Southern Community Financial Corp.
This 10-year-old Winston-Salem-based bank has the third-largest deposit base in Forsyth County and is expanding across the state. It has $1.4 billion in assets and has enjoyed strong loan and deposit growth. Although earnings have been impacted recently by expansion-related expenses, long-term prospects appear promising. Selling for just 1.3 times book value, it could be an attractive acquisition candidate for an out-of-state bank.
Triad Guaranty Inc.
This Winston-Salem-based mortgage insurer should benefit from slower appreciation in home prices. Higher loan-to-value ratios on mortgages create more demand for mortgage insurance, and Triad is poised to take advantage with its innovative underwriting practices. It continues to gain market share from its larger rivals and will begin operations in Canada in 2007. It has strong profit margins and a shareholder-friendly management team that, along with directors, owns 7% of the firm’s shares. Triad sells for nine times estimated 2007 earnings.
- John Woodard
- Woodard & Company Asset Management Group Inc.
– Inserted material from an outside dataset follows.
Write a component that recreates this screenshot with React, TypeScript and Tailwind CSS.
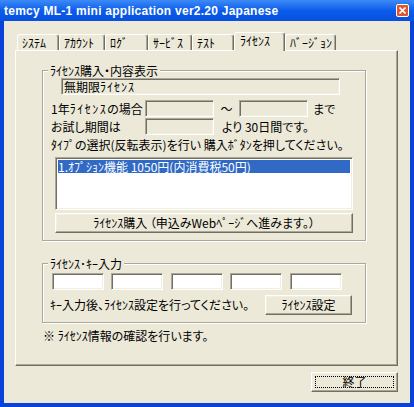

Bank of the Carolinas Corp.
The Piedmont Triad region is growing, particularly in the western portion, which should impact this bank favorably. Trading at more than 20 times earnings, this bank should be a good stock for long-term opportunity. The impressive growth of earnings may moderate as the bank matures, but the 50% increase in the second quarter of 2006 over the second quarter of ’05 was handsome.
This company is a leading maker of cable and fiber for video and data communications. Since 2004, sales have been strong across all three of its units. CommScope seems able to pass through higher raw-material costs and benefit. Now that material prices are falling, it should benefit further. It appears to be a well-managed company when you consider its recovery from early in the decade. It should execute well in this improved economy.
Ride by a Lowe’s store, then go by their competitors’, and you will find the Lowe’s parking lot full, while other hardware stores’ lots usually are about half full. Its leadership is well-known for its careful use of shareholder money. Earnings have grown every year for 10 years. Estimating conservatively, solid earnings growth should continue through the decade, despite rising interest rates.